It should be noted that the use of permanent magnets in an electrical machine not only leads to an additional source of flux linkage which produces an excitation torque component (Nerg et al., 2014), but it also has an influence on the saturation behaviour of different iron paths, especially on the rotor side (Tokuda et al., 2009). This leads to different saturation levels of the iron bridges in the rotor, and consequently, to a variation in the synchronous inductance. Therefore, the performance and behaviour of the machine after insertion of even a small amount of magnets may be quite different from a purely synchronous reluctance machine.

The variation in the synchronous inductance in different load points of a PMSM with inner rotor permanent magnets should be analysed carefully, because saturation and cross-saturation phenomena are especially significant in most of these machine types (Ponomarev et al., 2014b; Ruuskanen et al., 2014b). This means that at the nominal power, the inductance saliency can be different and the maximum performance can be lower than expected. This phenomenon can also have an influence on the controllability of the machine if the control estimates the position of the rotor based on its inductance saliency (Ponomarev et al., 2014b).
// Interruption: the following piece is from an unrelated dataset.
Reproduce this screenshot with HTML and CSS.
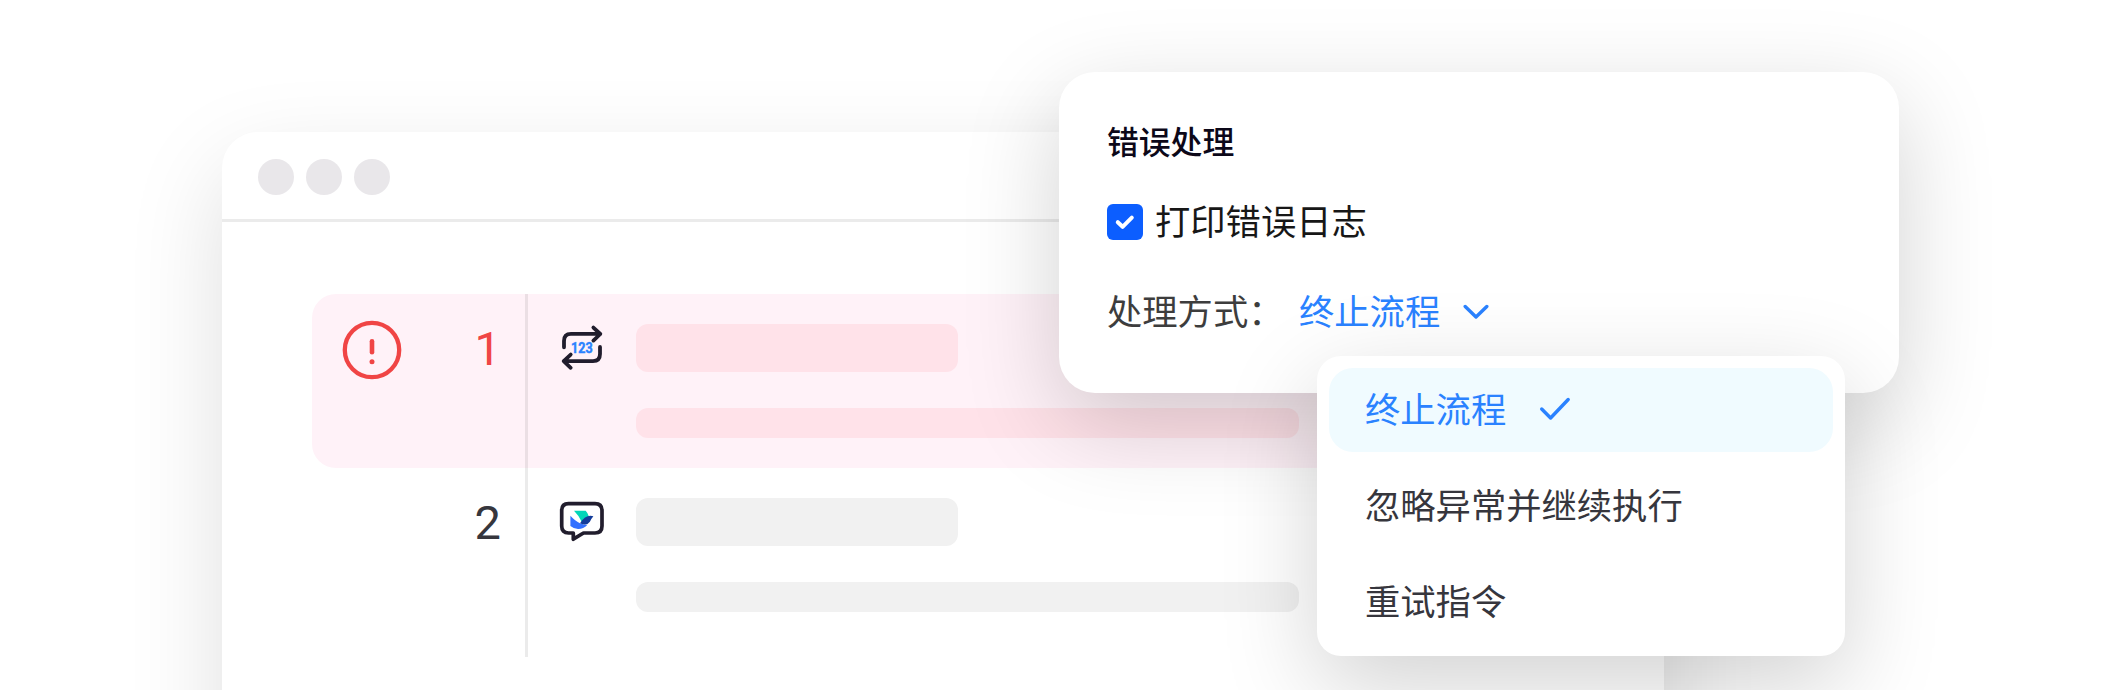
FILE: index.html
```html
<!DOCTYPE html>
<html lang="zh-CN">
<head>
<meta charset="utf-8">
<title>错误处理</title>
<link rel="stylesheet" href="styles.css">
</head>
<body>
<main class="stage">
  <section class="window">
    <header class="window-bar">
      <span class="dot"></span><span class="dot"></span><span class="dot"></span>
    </header>
    <div class="steps">
      <article class="step step-error">
        <div class="gutter">
          <svg class="alert" viewBox="0 0 60 60" fill="none" stroke="#f04545" stroke-width="4.3" stroke-linecap="round">
            <circle cx="30" cy="30" r="27.2"/>
            <path d="M30 21.2V32.3" stroke-width="4.6"/>
            <circle cx="30" cy="41.8" r="2.5" fill="#f04545" stroke="none"/>
          </svg>
          <span class="number">1</span>
        </div>
        <svg class="icon" viewBox="0 0 48 48" fill="none" stroke="#211d2d" stroke-width="3.8" stroke-linecap="round" stroke-linejoin="round">
          <path d="M6 23.3V17Q6 9.9 13 9.9H42.3M35.4 3.6L42.3 10L35.4 16.6"/>
          <path d="M42 23V30Q42 37.1 35 37.1H5.7M12.7 30.6L5.7 37.1L12.7 43.8"/>
          <text class="icon-digits" x="13" y="29.2" textLength="21.6" lengthAdjust="spacingAndGlyphs">123</text>
        </svg>
        <div class="lines"><span class="line line-short"></span><span class="line line-long"></span></div>
      </article>
      <article class="step">
        <div class="gutter"><span class="number">2</span></div>
        <svg class="icon" viewBox="0 0 48 48" fill="none">
          <path d="M10.5 5.6H37Q44 5.6 44 12.6V28Q44 35 37 35H25.5L15.3 41.2V35H10.5Q3.7 35 3.7 28V12.6Q3.7 5.6 10.5 5.6Z" stroke="#211d2d" stroke-width="3.7" stroke-linejoin="round"/>
          <path d="M16 12.7H27.7Q30 15 31 18.8Q27.5 20 23.8 24Q20.5 17 16 12.7Z" fill="#00d6b9"/>
          <path d="M12.4 17.8Q17.5 23.5 22 25.2Q26 27 29.5 26.8Q25 31.3 20 31.1Q15.8 30.8 12.4 28Z" fill="#3370ff"/>
          <path d="M22 25.2Q28 16 35.4 18.3Q33 21 31.9 23.8Q28.5 28.6 22 25.2Z" fill="#133c9a"/>
        </svg>
        <div class="lines"><span class="line line-short"></span><span class="line line-long"></span></div>
      </article>
    </div>
  </section>

  <section class="panel">
    <h1 class="panel-title">错误处理</h1>
    <label class="check-row">
      <span class="checkbox">
        <svg viewBox="0 0 36 36" fill="none" stroke="#fff" stroke-width="4" stroke-linecap="round" stroke-linejoin="round"><path d="M10.8 18.2L15.6 22.8L24.8 13.6"/></svg>
      </span>
      <span class="label">打印错误日志</span>
    </label>
    <div class="mode-row">
      <span class="label mode-label">处理方式：</span>
      <span class="label mode-value">终止流程</span>
      <svg class="chevron" viewBox="0 0 26 16" fill="none" stroke="#2a82ff" stroke-width="3.4" stroke-linecap="round" stroke-linejoin="round"><path d="M2.2 2.5L13 13L23.8 2.5"/></svg>
    </div>
  </section>

  <ul class="menu">
    <li class="option selected">
      <span class="label">终止流程</span>
      <svg class="tick" viewBox="0 0 32 24" fill="none" stroke="#2a82ff" stroke-width="3.4" stroke-linecap="round" stroke-linejoin="round"><path d="M2.7 12L11.6 21L29.2 2.5"/></svg>
    </li>
    <li class="option"><span class="label">忽略异常并继续执行</span></li>
    <li class="option"><span class="label">重试指令</span></li>
  </ul>
</main>
</body>
</html>
```

FILE: styles.css
```css
* { box-sizing: border-box; }

body {
  margin: 0;
  background: #fff;
  font-family: "Noto Sans CJK SC", sans-serif;
}

.stage {
  position: relative;
  width: 2124px;
  height: 690px;
  padding: 132px 0 0 222px;
  overflow: hidden;
}

.window {
  width: 1442px;
  height: 900px;
  border-radius: 36px;
  background: #fff;
  box-shadow: 0 36px 96px rgba(0, 0, 0, .13);
}

.window-bar {
  display: flex;
  gap: 12px;
  height: 90px;
  padding: 27px 36px;
  border-bottom: 3px solid #ebebeb;
}

.dot {
  width: 36px;
  height: 36px;
  border-radius: 50%;
  background: #e9e7ea;
}

.steps { padding: 72px 90px 0; }

.step {
  display: flex;
  height: 174px;
  border-radius: 24px;
}

.step + .step { height: 189px; }

.step-error { background: #fff2f8; }

.gutter {
  display: flex;
  justify-content: flex-end;
  width: 216px;
  padding: 26px 24px 0 30px;
  border-right: 3px solid rgba(0, 0, 0, .08);
}

.alert {
  width: 60px;
  height: 60px;
  margin-right: auto;
}

.number {
  height: 60px;
  color: #36363d;
  font: 400 47px/58px Roboto, sans-serif;
}

.step-error .number { color: #f04545; }

.icon {
  width: 48px;
  height: 48px;
  margin: 30px 30px 0;
}

.icon-digits {
  fill: #2a82ff;
  stroke: #2a82ff;
  stroke-width: .5px;
  font: 700 15.5px Roboto, sans-serif;
}

.lines {
  display: flex;
  flex-direction: column;
  gap: 36px;
  padding-top: 30px;
}

.line {
  border-radius: 12px;
  background: #f1f1f1;
}

.step-error .line { background: #ffe2e9; }

.line-short { width: 322px; height: 48px; }
.line-long { width: 663px; height: 30px; }

.panel {
  position: absolute;
  left: 1059px;
  top: 72px;
  width: 840px;
  height: 321px;
  padding: 44px 48px;
  border-radius: 36px;
  background: #fff;
  color: #171717;
  font-size: 35.3px;
  box-shadow: 0 30px 96px rgba(0, 0, 0, .18);
}

.panel-title {
  margin: 0 0 34px;
  color: #0c0819;
  font-size: 31.8px;
  font-weight: 500;
  line-height: 48px;
}

.label {
  padding-bottom: 6px;
  white-space: nowrap;
}

.check-row {
  display: flex;
  align-items: center;
  gap: 12px;
  height: 48px;
}

.checkbox {
  width: 36px;
  height: 36px;
  border-radius: 6px;
  background: #0c5eff;
}

.checkbox svg { display: block; }

.mode-row {
  display: flex;
  align-items: center;
  height: 48px;
  margin-top: 42px;
}

.mode-label {
  width: 192px;
  color: #3d3d3d;
}

.mode-value { color: #2a82ff; }

.chevron {
  width: 26px;
  height: 16px;
  margin-left: 23px;
}

.menu {
  position: absolute;
  left: 1317px;
  top: 356px;
  display: flex;
  flex-direction: column;
  gap: 12px;
  width: 528px;
  height: 300px;
  margin: 0;
  padding: 12px;
  border-radius: 24px;
  background: #fff;
  color: #36363d;
  font-size: 35.3px;
  list-style: none;
  box-shadow: 0 30px 96px rgba(0, 0, 0, .18);
}

.option {
  display: flex;
  align-items: center;
  height: 84px;
  padding: 0 36px;
  border-radius: 24px;
}

.selected {
  background: #f0fbff;
  color: #2a82ff;
}

.tick {
  width: 32px;
  height: 24px;
  margin: 0 0 2px 33px;
}
```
PMSMs with inner rotor permanent magnets can also be subject to significant torque ripple, and a special arrangement should be implemented to reduce the torque ripple (Alberti et al., 2014; Barcaro and Bianchi, 2012). Especially, the torque ripple can be very significant in deep field weakening area (in percentage of the applied torque).

According to the author’s understanding, this is partially explained by the fact that in the field weakening area, a large demagnetization current component is applied to reduce the magnetic flux on the stator side, which makes the inductance variation very sensitive to the rotor position and stator current uncertainties. However, not very much was found in the literature to support these assumptions.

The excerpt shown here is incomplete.